São Paulo – The São Paulo Stock Exchange (Bovespa, in the Portuguese acronym) closed on a sharp down note this Monday (8th). It was the first day of trading after risk rating agency Standard & Poor’s downgraded the United States’ debt rating. Ibovespa, the main Brazilian stock market index, dropped by 8.08%, to reach 48,668 points.
It was the highest drop since 2008, when the world was shaken by the United States mortgage crisis. Throughout the day, the Ibovespa dropped by as much as 9.73%, following the trend of the leading stock exchanges worldwide. The Dow Jones index, of the New York Stock Exchange, closed down 5.55%. The London Stock Exchange’s FTSE 100 ended the day on a drop of 3.39%.
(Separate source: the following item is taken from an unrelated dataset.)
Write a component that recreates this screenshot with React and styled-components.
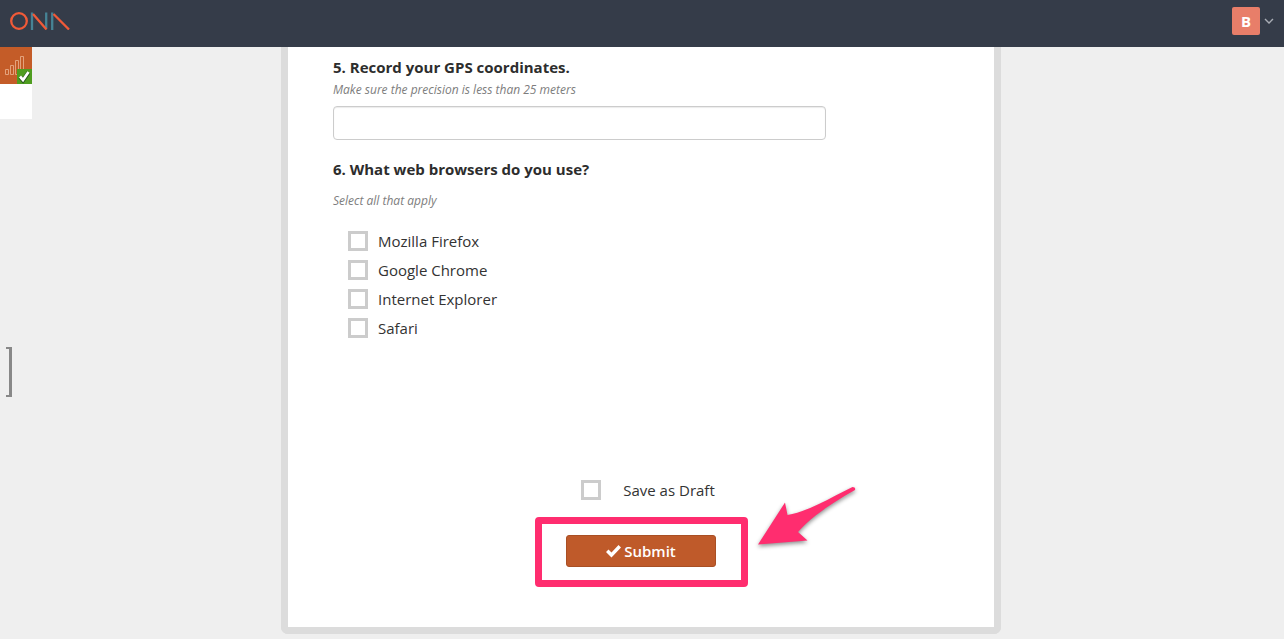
import React from "react";
import styled, { createGlobalStyle } from "styled-components";

const GlobalStyle = createGlobalStyle`
  *, *::before, *::after { box-sizing: border-box; }
  body {
    margin: 0;
    background: #efefef;
    color: #333;
    font: 15px/20px "Open Sans", sans-serif;
  }
  button, input { font: inherit; }
`;

const Header = styled.header`
  display: flex;
  align-items: center;
  justify-content: space-between;
  height: 47px;
  padding: 0 10px 5px 9px;
  background: #353c49;
`;

const LogoLink = styled.a`
  display: flex;
`;

const AccountButton = styled.button`
  display: flex;
  align-items: center;
  gap: 4px;
  padding: 0;
  border: 0;
  background: none;
  color: #a9adb5;
  cursor: pointer;
`;

const Avatar = styled.span`
  width: 28px;
  height: 28px;
  border-radius: 2px;
  background: #e87e69;
  color: #fff;
  font-weight: 700;
  line-height: 28px;
  text-align: center;
`;

const Body = styled.div`
  display: flex;
  align-items: flex-start;
`;

const Rail = styled.aside`
  flex: none;
  width: 32px;
`;

const QueueTile = styled.div`
  height: 37px;
  background: #c45c28;
`;

const QueueBlank = styled.div`
  height: 35px;
  margin-bottom: 228px;
  background: #fff;
`;

const Bracket = styled.button`
  display: block;
  width: 6px;
  height: 50px;
  margin-left: 6px;
  padding: 0;
  border: solid #888;
  border-width: 2px 3px 2px 0;
  background: none;
  cursor: pointer;
`;

const Main = styled.main`
  flex: 1;
  padding: 0 34px 5px 0;
`;

const Card = styled.form`
  max-width: 720px;
  margin: 0 auto;
  padding: 10px 45px 60px;
  border: 7px solid #dcdcdc;
  border-top: 0;
  border-radius: 0 0 7px 7px;
  background: #fff;
`;

const Question = styled.fieldset`
  min-width: 0;
  margin: 0 0 ${(p) => p.$space}px;
  padding: 0;
  border: 0;
`;

const Title = styled.span`
  display: block;
  color: #2d2d2d;
  font-weight: 700;
`;

const Legend = styled.legend`
  padding: 0;
`;

const Hint = styled.span`
  display: block;
  margin: ${(p) => p.$gap}px 0 0;
  color: #7d7d7d;
  font-size: 12px;
  font-style: italic;
`;

const TextInput = styled.input`
  display: block;
  width: 80%;
  height: 34px;
  margin-top: 6px;
  padding: 6px 12px;
  border: 1px solid #ccc;
  border-radius: 4px;
  background: #fff;
  box-shadow: inset 0 1px 1px rgba(0, 0, 0, 0.08);
`;

const Options = styled.div`
  display: grid;
  gap: 9px;
  margin-top: 20px;
  padding-left: 15px;
`;

const Option = styled.label`
  display: flex;
  align-items: center;
  gap: ${(p) => p.$gap || 10}px;
  cursor: pointer;
`;

const Checkbox = styled.input.attrs({ type: "checkbox" })`
  appearance: none;
  flex: none;
  width: 20px;
  height: 20px;
  margin: 0;
  border: 3px solid #ccc;
  background: #fff;
  &:checked { background: #888; }
`;

const Footer = styled.div`
  display: flex;
  flex-direction: column;
  align-items: center;
  gap: 35px;
`;

const DraftRow = styled.div`
  padding-left: 14px;
`;

const SubmitArea = styled.div`
  position: relative;
`;

const SubmitButton = styled.button`
  display: flex;
  align-items: center;
  justify-content: center;
  gap: 3px;
  width: 150px;
  height: 32px;
  padding: 0;
  border: 1px solid #a94f24;
  border-radius: 3px;
  background: #bf5a2a;
  color: #fff;
  font-weight: 600;
  cursor: pointer;
`;

const Highlight = styled.div`
  position: absolute;
  inset: -18px -32px -20px -31px;
  border: 7px solid #ff2d6f;
  border-radius: 4px;
  pointer-events: none;
`;

const Arrow = styled.svg`
  position: absolute;
  left: 184px;
  top: -55px;
  filter: drop-shadow(0 2px 2px rgba(0, 0, 0, 0.45));
  pointer-events: none;
`;

const OnaLogo = () => (
  <svg width="62" height="18" viewBox="0 2 62 18" fill="none" strokeWidth="2.300" aria-hidden="true">
    <g stroke="#468395">
      <path d="M23 2.500v17.500M37.200 2.500v16M43.200 2.500v17.500" />
    </g>
    <g stroke="#f15a38">
      <circle cx="10" cy="11" r="7.800" />
      <path d="M24 4l13.500 15.500M44.500 4l15.500 15.500" />
    </g>
  </svg>
);

const QueueIcon = () => (
  <svg width="32" height="37" viewBox="0 0 32 37" fill="none" aria-hidden="true">
    <path
      d="M5.500 22.500h3v5h-3zM10.500 18.500h3v9h-3zM15.500 13.500h3v14h-3zM20.500 9.500h3v18h-3z"
      stroke="#e3a27c"
    />
    <path d="M17 22h15v15H17z" fill="#4f9d20" />
    <path d="M20 30l3 3.500 5.500-8" stroke="#25531a" strokeWidth="4" />
    <path d="M20 29.500l3 3.500 5.500-8" stroke="#fff" strokeWidth="2.700" />
  </svg>
);

const BROWSERS = ["Mozilla Firefox", "Google Chrome", "Internet Explorer", "Safari"];

export default function App() {
  return (
    <>
      <GlobalStyle />
      <Header>
        <LogoLink href="#" aria-label="Ona">
          <OnaLogo />
        </LogoLink>
        <AccountButton type="button" aria-label="Account menu">
          <Avatar>B</Avatar>
          <svg width="10" height="6" viewBox="0 0 10 6" fill="none" stroke="currentColor" strokeWidth="1.400">
            <path d="M1 1l4 4 4-4" />
          </svg>
        </AccountButton>
      </Header>
      <Body>
        <Rail>
          <QueueTile>
            <QueueIcon />
          </QueueTile>
          <QueueBlank />
          <Bracket type="button" aria-label="Toggle side panel" />
        </Rail>
        <Main>
          <Card onSubmit={(e) => e.preventDefault()}>
            <Question $space={19}>
              <label htmlFor="gps">
                <Title>5. Record your GPS coordinates.</Title>
                <Hint $gap={3}>Make sure the precision is less than 25 meters</Hint>
              </label>
              <TextInput id="gps" type="text" />
            </Question>
            <Question $space={142}>
              <Legend>
                <Title>6. What web browsers do you use?</Title>
              </Legend>
              <Hint $gap={12}>Select all that apply</Hint>
              <Options>
                {BROWSERS.map((name) => (
                  <Option key={name}>
                    <Checkbox name="browsers" value={name} />
                    {name}
                  </Option>
                ))}
              </Options>
            </Question>
            <Footer>
              <DraftRow>
                <Option $gap={22}>
                  <Checkbox name="draft" />
                  Save as Draft
                </Option>
              </DraftRow>
              <SubmitArea>
                <SubmitButton type="submit">
                  <svg width="15" height="13" viewBox="0 0 15 13" fill="#fff" aria-hidden="true">
                    <path d="M0 7l2.500-2.500L5.500 7.500 12.500 0 15 2.500 5.500 12.500z" />
                  </svg>
                  Submit
                </SubmitButton>
                <Highlight />
                <Arrow width="116" height="76" viewBox="0 0 116 76" fill="#ff2d6f" aria-hidden="true">
                  <path d="M8 64.500L35 22.500L37.500 35C57 32 80 18 102.500 7Q106 7 105 10C83 22 60 38 48 52L57.500 60.500Z" />
                </Arrow>
              </SubmitArea>
            </Footer>
          </Card>
        </Main>
      </Body>
    </>
  );
}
To economists heard by Agência Brasil, however, the Brazilian bourse’s reaction to the news of the fiscal situation of the US and Europe was “exaggerated.” They believe that the sharp decline has “emotional” causes and should therefore be reversed.
“The decline witnessed today was more emotional than it was rational,” said Keyler Carvalho Rocha, a professor at the School of Economics, Administration and Accounting of the University of São Paulo (FEA-USP). “The market will tend to recover.”
According to the professor, the economic scenario in countries such as Greece, Italy and Portugal is delicate. The terms of the agreement to raise the United States debt ceiling were also less than ideal. These, nevertheless, do not justify such a pronounced drop in the Ibovespa. “Petrobras’ stock dropped by roughly 30% this year, but the company is healthy, posting profits,” the professor explained. “The price is unreal. It should go up in the long run.”
Alcides Leite, a professor at Trevisan Business School, also believes that the Ibovespa decline today was “exaggerated” and bears a “strong emotional component.” According to him, however, there is no telling whether an even sharper decline may still take place, or when will a bullish trend be recorded again. Still, he acknowledged that the lowering of the US’ debt rating “was historical” and that “the repercussion of this event on the market is strong.”
In this situation, Leite advises patience to those who have funds invested in stock. To those who have cash available and are considering investing to earn profits in the long run, Leite stated that the stock exchange is a good choice. “Investing is recommended to those who can wait at least two years.”
The decline in stock exchanges around the world has also impacted on the exchange rate. The commercial dollar exchange rate increased by 1.96%, at 1.61 real per dollar. The euro exchange rate increased by 2.35%, at 2.30 real per euro.